C’est un seul en scène ?
Oui, je joue un type qui est chez lui dans son atelier, cherchant à monter le texte de Bandinelli. Il écoute et visionne des archives audio et vidéo, lit des bouts de texte, joue parfois Bandinelli. Son corps subit les influences de ce travail. On le voit dans un processus de réflexion et d’assemblage de données qu’il commente parfois. C’est le spectacle en train de se fabriquer.

 

Justement, on peut lire sur le site de la compagnie que tu aimes « travailler sur des projets dont on ne connaît pas le résultat à l’avance » et aussi une phrase de Nelly Kaplan qui dit : « Maintenant, c’est un mot qui fait peur »…
Il est vrai que j’aime travailler de façon empirique, mais pour parler de l’intérêt du processus de travail, je dis ça de façon un petit peu ironique par rapport à certains spectacles que je vois. C’est un principe que j’ai dans mon travail ; j’ai des intuitions, je mature le projet pendant un an ou deux, parfois plus.

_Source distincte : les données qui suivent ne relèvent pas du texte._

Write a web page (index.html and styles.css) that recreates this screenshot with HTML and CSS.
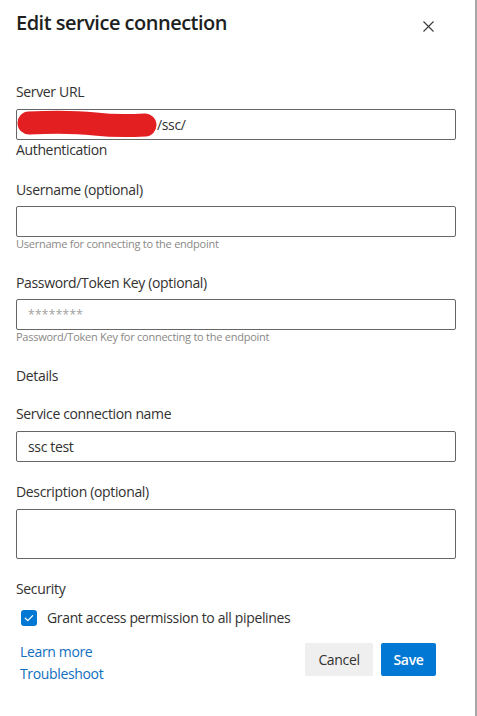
FILE: index.html
```html
<!DOCTYPE html>
<html lang="en">
<head>
<meta charset="utf-8">
<title>Edit service connection</title>
<link rel="stylesheet" href="styles.css">
</head>
<body>
<div class="panel">
  <div class="header">
    <h1 class="title">Edit service connection</h1>
    <button class="close" aria-label="Close">
      <svg width="11" height="11" viewBox="0 0 11 11"><path d="M0.5 0.5 L10.5 10.5 M10.5 0.5 L0.5 10.5" stroke="#3b3a39" stroke-width="1.1" fill="none"/></svg>
    </button>
  </div>

  <div class="field field-server">
    <label class="label">Server URL</label>
    <div class="input input-url">
      <span class="redact"><svg width="140" height="29" viewBox="0 0 140 29"><path d="M12 13 C 30 12, 60 12, 78 14 C 95 16, 110 16, 128 15" stroke="#e41f22" stroke-width="23" stroke-linecap="round" fill="none"/></svg></span><span class="value">/ssc/</span>
    </div>
  </div>
  <div class="section">Authentication</div>

  <div class="field field-user">
    <label class="label">Username (optional)</label>
    <div class="input"></div>
    <div class="help">Username for connecting to the endpoint</div>
  </div>

  <div class="field field-pass">
    <label class="label">Password/Token Key (optional)</label>
    <div class="input"><span class="placeholder">********</span></div>
    <div class="help">Password/Token Key for connecting to the endpoint</div>
  </div>

  <div class="section section-details">Details</div>

  <div class="field field-name">
    <label class="label">Service connection name</label>
    <div class="input"><span class="value">ssc test</span></div>
  </div>

  <div class="field field-desc">
    <label class="label">Description (optional)</label>
    <div class="input textarea"></div>
  </div>

  <div class="section section-security">Security</div>
  <div class="check-row">
    <span class="checkbox"><svg width="16" height="16" viewBox="0 0 16 16"><path d="M4.3 8.2 L6.8 10.6 L11.7 5.6" stroke="#fff" stroke-width="1.3" fill="none" stroke-linecap="round" stroke-linejoin="round"/></svg></span>
    <span class="check-label">Grant access permission to all pipelines</span>
  </div>

  <div class="footer">
    <div class="links">
      <a class="link" href="#">Learn more</a>
      <a class="link" href="#">Troubleshoot</a>
    </div>
    <div class="buttons">
      <button class="btn btn-cancel">Cancel</button>
      <button class="btn btn-save">Save</button>
    </div>
  </div>
</div>
</body>
</html>
```

FILE: styles.css
```css
* { box-sizing: border-box; }
html, body { margin: 0; padding: 0; background: #fff; }
body {
  font-family: "Open Sans", "Noto Sans", "DejaVu Sans", sans-serif;
  color: #323130;
  font-size: 14px;
  letter-spacing: -0.35px;
}
.panel {
  width: 477px;
  height: 716px;
  border-right: 2px solid #a6a6a6;
  padding: 9px 19px 0 16px;
}
.header {
  display: flex;
  justify-content: space-between;
  align-items: flex-start;
  margin-bottom: 45px;
}
.title {
  margin: 0;
  font-size: 20px;
  font-weight: 600;
  line-height: 28px;
  letter-spacing: -0.5px;
  color: #201f1e;
}
.close {
  width: 20px;
  height: 20px;
  margin: 7.5px 17.5px 0 0;
  padding: 0;
  border: 0;
  background: transparent;
  display: flex;
  align-items: center;
  justify-content: center;
}
.label {
  display: block;
  line-height: 20px;
  margin-bottom: 6px;
  color: #323130;
}
.field-server .label, .field-name .label, .field-desc .label { margin-bottom: 7px; }
.input {
  height: 31px;
  border: 1px solid #666;
  border-radius: 2px;
  padding: 0 11px;
  display: flex;
  align-items: center;
  line-height: 20px;
}
.input-url { padding-left: 0; }
.redact { display: inline-block; width: 140px; height: 29px; }
.redact svg { display: block; }
.value { color: #323130; }
.placeholder { color: #a19f9d; font-size: 12px; letter-spacing: 0.3px; }
.textarea { height: 50px; }
.help {
  font-size: 11px;
  line-height: 14px;
  letter-spacing: -0.25px;
  color: #8a8886;
}
.section { line-height: 20px; }
.field-user { margin-top: 20px; }
.field-pass { margin-top: 22px; }
.section-details { margin-top: 22px; }
.field-name { margin-top: 18px; }
.field-desc { margin-top: 20px; }
.section-security { margin-top: 20px; }
.check-row {
  margin-top: 9px;
  display: flex;
  align-items: center;
  height: 20px;
  padding-left: 5px;
}
.checkbox {
  width: 16px;
  height: 16px;
  border-radius: 3px;
  background: #0078d4;
  display: block;
}
.checkbox svg { display: block; }
.check-label { margin-left: 10px; line-height: 20px; color: #323130; }
.footer {
  margin-top: 13px;
  display: flex;
  justify-content: space-between;
  align-items: flex-start;
}
.links {
  display: flex;
  flex-direction: column;
  padding-left: 4px;
}
.link {
  line-height: 22px;
  color: #106ebe;
  text-decoration: none;
}
.buttons {
  display: flex;
  gap: 8px;
  margin-top: 2px;
  margin-right: 20px;
}
.btn {
  height: 33px;
  border: 0;
  border-radius: 2px;
  font-family: inherit;
  font-size: 14px;
  letter-spacing: -0.35px;
  padding: 0;
  line-height: 20px;
}
.btn-cancel { background: #efefef; color: #323130; width: 68px; }
.btn-save { background: #0078d4; color: #fff; font-weight: 600; width: 55px; }
```
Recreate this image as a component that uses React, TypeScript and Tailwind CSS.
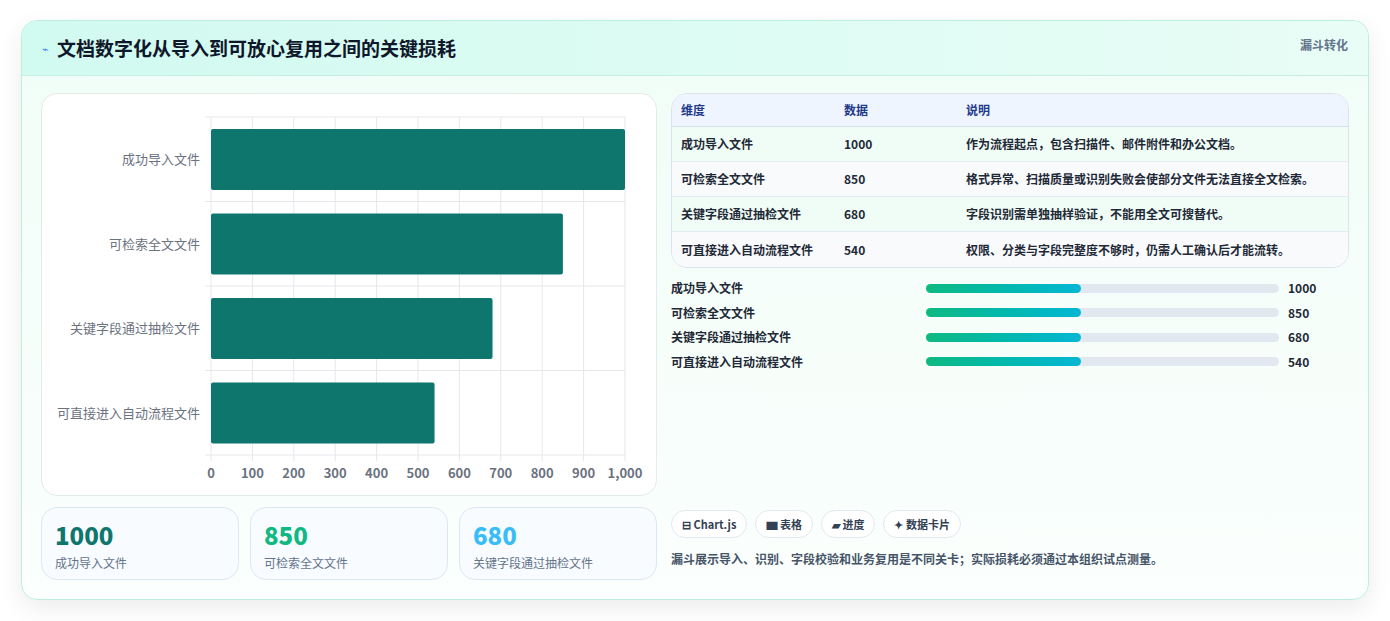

Sur Joliette 78-18, pendant les ateliers, je dis aux gens : on va chercher ensemble, expérimenter. Avec Xavier, c’est pareil. J’essaie de ne pas être dans du savoir faire mais dans la recherche et je ne dis pas ça pour me protéger, car parfois ça ne marche pas du tout.

 

Et la Corse ? L’un de tes spectacles, Liberty Valence est mort, fait notamment dialoguer le western exemplaire de John Ford sur l’instauration de la loi dans l’Ouest avec la Corse d’aujourd’hui…
Six de mes textes parlent de l’état de la Corse sur un registre plutôt burlesque. Il y est question de choses graves et de politique, mais le public peut quand même se marrer. C’est quelque chose que personne ne fait en Corse, même de façon métaphorique, et mon travail fait grincer des dents. On s’en prend parfois à moi violemment dans le débat public. Sans comparaison évidemment, j’aime beaucoup Nanni Moretti qui fait cela avec l’Italie.

Propos recueillis par Olivier Puech

 

Rome l’hiver par le Théâtre du Commun : du 20 au 23/01 au Théâtre Joliette-Minoterie (Place Henri Verneuil, 2e).